There was a time when our friend, B, Steph and I would get together on Wednesday evenings to scrapbook and chat.  We would meet every week without fail.  Rain, cold, sleet, hail- whatever- we would get together.  Then we took a break because life got busy and we had gotten a little burned out on scrapbook, quite frankly.  Our break lasted about a year but lately B and I have started missing our weekly visits.  So, in January the three of us convened at B’s house just like old times.  It was great!

This week I decided that we needed another scrapbook session (at my house) since two months had gone by since our last meeting.  Steph immediately made the excuse that she would not be able to come because Big Red would probably work late.  I told her that I would ask him to come home to watch the kids so she could come over.  “Uh, ok…” was her response.  As if, my request to Big Red was completely absurd.  I agreed that it was a long shot but I figured why not ask and see what happens.

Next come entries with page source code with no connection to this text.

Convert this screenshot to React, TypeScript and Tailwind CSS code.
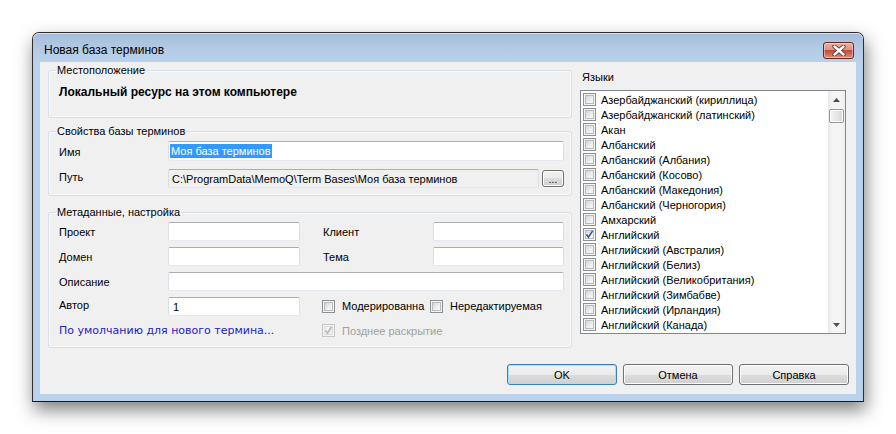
import React from "react";

const langs: [string, boolean][] = [
  ["Азербайджанский (кириллица)", false],
  ["Азербайджанский (латинский)", false],
  ["Акан", false],
  ["Албанский", false],
  ["Албанский (Албания)", false],
  ["Албанский (Косово)", false],
  ["Албанский (Македония)", false],
  ["Албанский (Черногория)", false],
  ["Амхарский", false],
  ["Английский", true],
  ["Английский (Австралия)", false],
  ["Английский (Белиз)", false],
  ["Английский (Великобритания)", false],
  ["Английский (Зимбабве)", false],
  ["Английский (Ирландия)", false],
  ["Английский (Канада)", false],
];

function Check({ checked = false, disabled = false }: { checked?: boolean; disabled?: boolean }) {
  return (
    <span
      className={
        "relative block w-[13px] h-[13px] shrink-0 border p-[1px] " +
        (disabled ? "border-[#c6c6c6] bg-[#f4f4f4]" : "border-[#8e8f8f] bg-[#f4f4f4]")
      }
    >
      <span
        className={
          "block w-full h-full border " +
          (disabled
            ? "border-[#dedede] bg-[#f0f0f0]"
            : "border-[#b7bbc0] bg-[linear-gradient(135deg,#d4d6da,#eeeff0_60%,#f8f8f8)]")
        }
      />
      {checked && (
        <svg className="absolute left-[1px] top-[1px]" width="9" height="9" viewBox="0 0 9 9">
          <path
            d="M1.5 4.5 L3.5 7.2 L7.6 0.8"
            fill="none"
            stroke={disabled ? "#b4b4b4" : "#3d4f86"}
            strokeWidth="1.5"
          />
        </svg>
      )}
    </span>
  );
}

function TextBox({ w, h = 19, children, readOnly = false }: { w?: string; h?: number; children?: React.ReactNode; readOnly?: boolean }) {
  return (
    <div
      className={
        "flex items-center rounded-[2px] border border-t-[#abadb3] border-x-[#dbdfe6] border-b-[#e3e9ef] pl-[1px] leading-[14px] whitespace-nowrap overflow-hidden " +
        (readOnly ? "bg-[#f0f0f0] " : "bg-white ") +
        (w ?? "flex-1")
      }
      style={{ height: h }}
    >
      {children}
    </div>
  );
}

function WinButton({ children, def = false, className = "" }: { children: React.ReactNode; def?: boolean; className?: string }) {
  return (
    <div
      className={
        "flex items-center justify-center rounded-[3px] border leading-[14px] bg-[linear-gradient(#f2f2f2,#ebebeb_50%,#dddddd_50%,#cfcfcf)] " +
        (def
          ? "border-[#3c7fb1] shadow-[inset_0_0_0_1px_#a9def4] "
          : "border-[#707070] shadow-[inset_0_0_0_1px_#fcfcfc] ") +
        className
      }
    >
      {children}
    </div>
  );
}

function Group({ title, h, children, className = "" }: { title: string; h: number; children: React.ReactNode; className?: string }) {
  return (
    <fieldset
      className={"border border-[#d5dfe5] rounded-[3px] shadow-[inset_0_0_0_1px_#fafafa] " + className}
      style={{ height: h }}
    >
      <legend className="ml-[7px] px-[1px] leading-[14px]">{title}</legend>
      {children}
    </fieldset>
  );
}

export default function App() {
  return (
    <div className="w-[896px] h-[434px] bg-white overflow-hidden pl-[32px] pt-[32px] font-['Liberation_Sans',Arial,sans-serif] text-[11px] text-black">
      <div className="w-[832px] h-[370px] flex flex-col rounded-t-[7px] border border-[#2e2e2e] border-b-[#1a1a1a] bg-[#b9d1ea] shadow-[2px_8px_18px_rgba(0,0,0,0.5)]">
        {/* title bar */}
        <div className="h-[29px] shrink-0 flex items-start justify-between pl-[11px] pr-[9px] rounded-t-[6px] bg-[linear-gradient(#a4bcda,#b5cce6_60%,#b9d1ea)] shadow-[inset_0_1px_0_rgba(255,255,255,0.55)]">
          <span className="mt-[10px] leading-[15px] text-[12px]">Новая база терминов</span>
          <div className="mt-[9px] w-[31px] h-[17px] rounded-[3px] border border-[#6b2a20] bg-[linear-gradient(#eab0a3,#dc9382_45%,#c24a34_46%,#c75a44_62%,#d99484)] flex items-center justify-center shadow-[inset_0_0_0_1px_rgba(255,220,210,0.5)]">
            <svg width="14" height="11" viewBox="0 0 14 11">
              <path d="M2.5 1.5 L11.5 9.5 M11.5 1.5 L2.5 9.5" stroke="#4a3a38" strokeWidth="4.2" strokeLinecap="round" />
              <path d="M2.5 1.5 L11.5 9.5 M11.5 1.5 L2.5 9.5" stroke="#ffffff" strokeWidth="2.4" strokeLinecap="round" />
            </svg>
          </div>
        </div>

        {/* client */}
        <div className="mx-[7px] mb-[7px] flex-1 bg-[#f0f0f0] flex flex-col pt-[1px]">
          <div className="flex h-[285px]">
            {/* left column */}
            <div className="ml-[8px] w-[524px] flex flex-col">
              <Group title="Местоположение" h={55}>
                <div className="pl-[10px] pt-[8px] font-bold text-[12px] leading-[14px]">Локальный ресурс на этом компьютере</div>
              </Group>

              <Group title="Свойства базы терминов" h={72} className="mt-[6px]">
                <div className="pl-[10px] pr-[7px] pt-[3px] flex flex-col">
                  <div className="flex items-center h-[20px]">
                    <span className="w-[109px] leading-[14px] mt-[1px]">Имя</span>
                    <TextBox h={20}>
                      <span className="bg-[#3399ff] text-white px-[1px]">Моя база терминов</span>
                    </TextBox>
                  </div>
                  <div className="flex items-center h-[19px] mt-[8px]">
                    <span className="w-[109px] leading-[14px] -mt-[4px]">Путь</span>
                    <TextBox h={19} readOnly>
                      <span className="pl-[2px]">C:\ProgramData\MemoQ\Term Bases\Моя база терминов</span>
                    </TextBox>
                    <WinButton className="ml-[3px] w-[22px] h-[17px] text-[10px]">
                      <span className="mt-[2px]">...</span>
                    </WinButton>
                  </div>
                </div>
              </Group>

              <Group title="Метаданные, настройка" h={143} className="mt-[9px]">
                <div className="pl-[10px] pt-[3px] flex flex-col gap-[6px]">
                  <div className="flex items-center h-[19px]">
                    <span className="w-[109px] leading-[14px]">Проект</span>
                    <TextBox w="w-[132px]" />
                    <span className="ml-[23px] w-[110px] leading-[14px]">Клиент</span>
                    <TextBox w="w-[131px]" />
                  </div>
                  <div className="flex items-center h-[19px]">
                    <span className="w-[109px] leading-[14px]">Домен</span>
                    <TextBox w="w-[132px]" />
                    <span className="ml-[23px] w-[110px] leading-[14px]">Тема</span>
                    <TextBox w="w-[131px]" />
                  </div>
                  <div className="flex items-center h-[19px]">
                    <span className="w-[109px] leading-[14px]">Описание</span>
                    <TextBox w="w-[396px]" />
                  </div>
                  <div className="flex items-center h-[19px]">
                    <span className="w-[109px] leading-[14px] -mt-[3px]">Автор</span>
                    <TextBox w="w-[132px]">
                      <span className="pl-[3px]">1</span>
                    </TextBox>
                    <div className="ml-[22px] w-[108px] flex items-center">
                      <Check />
                      <span className="ml-[7px] leading-[14px] -mt-[2px]">Модерированна</span>
                    </div>
                    <div className="flex items-center">
                      <Check />
                      <span className="ml-[7px] leading-[14px] -mt-[2px]">Нередактируемая</span>
                    </div>
                  </div>
                  <div className="flex items-center h-[19px] -mt-[1px]">
                    <span className="w-[263px] leading-[14px] font-['DejaVu_Sans',Verdana,sans-serif] text-[11px] text-[#2222c4]">
                      По умолчанию для нового термина...
                    </span>
                    <Check checked disabled />
                    <span className="ml-[7px] leading-[14px] text-[#a0a0a0]">Позднее раскрытие</span>
                  </div>
                </div>
              </Group>
            </div>

            {/* right column */}
            <div className="ml-[8px] w-[266px] flex flex-col pt-[7px]">
              <span className="pl-[2px] leading-[14px]">Языки</span>
              <div className="mt-[6px] h-[244px] flex border border-[#828790] bg-white overflow-hidden">
                <div className="flex-1 flex flex-col pt-[1px] pl-[2px] overflow-hidden">
                  {langs.map(([name, c]) => (
                    <div key={name} className="h-[15px] shrink-0 flex items-center">
                      <Check checked={c} />
                      <span className="ml-[5px] leading-[14px] whitespace-nowrap">{name}</span>
                    </div>
                  ))}
                </div>
                <div className="w-[17px] flex flex-col bg-[linear-gradient(90deg,#e9e9e9,#f5f5f5_25%,#f5f5f5_75%,#ededed)]">
                  <div className="h-[17px] flex items-center justify-center">
                    <svg width="7" height="4" viewBox="0 0 7 4">
                      <path d="M0 4 L3.5 0 L7 4 Z" fill="#4d4d4d" />
                    </svg>
                  </div>
                  <div className="mx-[1px] mt-[1px] h-[14px] rounded-[2px] border border-[#979797] bg-[linear-gradient(90deg,#f4f4f4,#e6e6e6_50%,#d6d6d6)] shadow-[inset_0_0_0_1px_#fbfbfb]" />
                  <div className="flex-1" />
                  <div className="h-[17px] flex items-center justify-center">
                    <svg width="7" height="4" viewBox="0 0 7 4">
                      <path d="M0 0 L7 0 L3.5 4 Z" fill="#4d4d4d" />
                    </svg>
                  </div>
                </div>
              </div>
            </div>
          </div>

          {/* buttons */}
          <div className="mt-[16px] flex justify-end gap-[6px] pr-[7px]">
            <WinButton def className="w-[110px] h-[21px]">OK</WinButton>
            <WinButton className="w-[110px] h-[21px]">Отмена</WinButton>
            <WinButton className="w-[110px] h-[21px]">Справка</WinButton>
          </div>
        </div>
      </div>
    </div>
  );
}
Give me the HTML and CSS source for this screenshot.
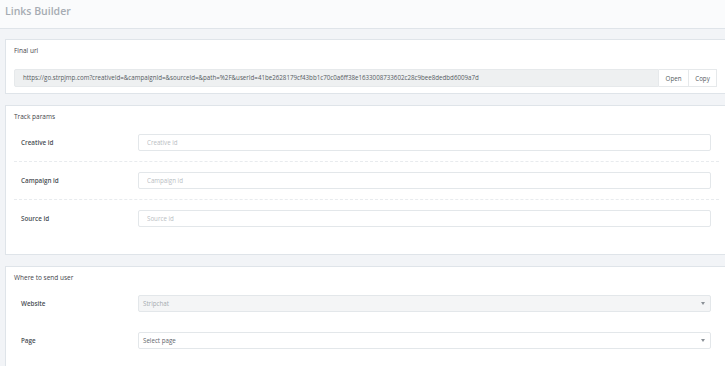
FILE: index.html
```html
<!DOCTYPE html>
<html lang="en">
<head>
  <meta charset="UTF-8">
  <title>Links Builder</title>
  <link rel="stylesheet" href="styles.css">
</head>
<body>

  <div class="page-head">
    <h1>Links Builder</h1>
  </div>

  <div class="content">

    <div class="card">
      <div class="card-title">Final url</div>
      <div class="url-group">
        <div class="url-field">https://go.strpjmp.com?creativeId=&amp;campaignId=&amp;sourceId=&amp;path=%2F&amp;userId=41be2628179cf43bb1c70c0a6ff38e1633008733602c28c9bee8dedbd6009a7d</div>
        <button class="btn">Open</button>
        <button class="btn">Copy</button>
      </div>
    </div>

    <div class="card card-params">
      <div class="card-title">Track params</div>
      <div class="row dashed">
        <label>Creative id</label>
        <input type="text" placeholder="Creative id">
      </div>
      <div class="row dashed">
        <label>Campaign id</label>
        <input type="text" placeholder="Campaign id">
      </div>
      <div class="row">
        <label>Source id</label>
        <input type="text" placeholder="Source id">
      </div>
    </div>

    <div class="card card-target">
      <div class="card-title">Where to send user</div>
      <div class="row">
        <label>Website</label>
        <div class="select disabled">Stripchat<span class="caret"></span></div>
      </div>
      <div class="row">
        <label>Page</label>
        <div class="select">Select page<span class="caret"></span></div>
      </div>
    </div>

  </div>

</body>
</html>
```

FILE: styles.css
```css
html, body { margin: 0; padding: 0; }
body {
  font-family: "Open Sans", "Liberation Sans", sans-serif;
  background: #f2f4f7;
  color: #4a4f55;
  overflow: hidden;
}
.page-head {
  height: 28px;
  background: #fafbfc;
  border-bottom: 1px solid #dfe4e9;
  padding-left: 5px;
}
h1 {
  margin: 0;
  font-size: 10.5px;
  line-height: 22px;
  font-weight: 600;
  color: #a6acb3;
}
.content {
  padding-left: 5px;
  width: 723px;
}
.card {
  background: #fff;
  border: 1px solid #dfe4e9;
  margin-top: 10px;
  padding: 5px 8px 6px 8px;
}
.card-params { margin-top: 11px; padding-bottom: 17px; }
.card-target { padding-bottom: 30px; }
.card + .card { margin-top: 11px; }
.card-title {
  font-size: 6.5px;
  line-height: 12px;
  color: #3f454b;
}
.url-group {
  display: flex;
  margin-top: 12px;
  margin-right: 2px;
  height: 18px;
}
.url-field {
  flex: 1;
  background: #eef0f1;
  border: 1px solid #e6e9eb;
  border-radius: 2px 0 0 2px;
  font-size: 6.2px;
  line-height: 16px;
  padding-left: 8px;
  color: #555b61;
  white-space: nowrap;
  overflow: hidden;
}
.btn {
  font-family: inherit;
  font-size: 6.2px;
  color: #555b61;
  background: #fff;
  border: 1px solid #e6e9eb;
  border-left: none;
  padding: 0;
  width: 30px;
}
.btn:last-child { width: 28px; }
.row {
  display: flex;
  align-items: center;
  padding: 11px 8px 10px 7px;
}
.row.dashed { border-bottom: 1px dashed #e8ebee; }
.row + .row { padding-top: 10px; }
.row label {
  width: 117px;
  font-size: 6.3px;
  font-weight: 600;
  color: #4a4f55;
  margin-top: -1px;
}
.row input, .select {
  flex: 1;
  box-sizing: border-box;
  height: 17px;
  border: 1px solid #e3e7ea;
  border-radius: 2px;
  font-family: inherit;
  font-size: 6.2px;
  padding: 0 8px;
  color: #555b61;
  outline: none;
}
.row input::placeholder { color: #b9bec3; }
.select {
  position: relative;
  line-height: 15px;
  padding-left: 4px;
  background: #fff;
  color: #5f656b;
}
.select.disabled {
  background: #f4f5f6;
  color: #a5abb0;
}
.caret {
  position: absolute;
  right: 5px;
  top: 6px;
  border-left: 2.5px solid transparent;
  border-right: 2.5px solid transparent;
  border-top: 3px solid #8a9096;
}
```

So, I texted Big Red and, much to my surprise, he agreed to come home.  When he arrived home he informed me that Steph was already in bed.  At 8:15 PM…

I sighed but figured that it was typical of her behavior these days.  She’s depressed and I totally understand that given the stress of the impending divorce.  So, I thought no big deal.  She had blown me off many other times when I’ve invited her to do something so this came as no surprise.

Not 10 minutes later, G texted again with the message that Steph was up and was heading to Starbucks for a latte then going to the tanning bed.

Um…

So, I asked her if she was coming over and, of course, the answer was no.  She was heading to Starbucks and the tanning bed.

I had specifically arranged for her husband to come home to watch the children (which is pretty much impossible these days) so she could have some free time with her friends.  Instead, she took advantage of the free time and blew me off.

Again.

Now, I know there are many, many ways to look at this incident.  The fun activities she used to engage in are less than appealing when her life is in turmoil.  Hanging out with two happily married friends is not her preference.  Scrapbooking happy times when everything in her world is torn apart is not something she can face.

I get it.  I do.  But B and I are the support system that she’s chosen for herself.  She’s involved us.  She has asked for us to be there for her. But when we try to do just that we’re pushed away.

When you deal with almost daily drama from someone, you watch them engage in self-destructive behavior, you are at their beck-and-call for babysitting without so much as a thank you,  and they ask for help but won’t take it, the situation gets extremely old.  Steph does not realize what an emotional roller coaster her divorce has been for me and B.  I care about Steph so much.  I want her to make the best decisions for herself and her children.  But she’s not.  She’s floundering.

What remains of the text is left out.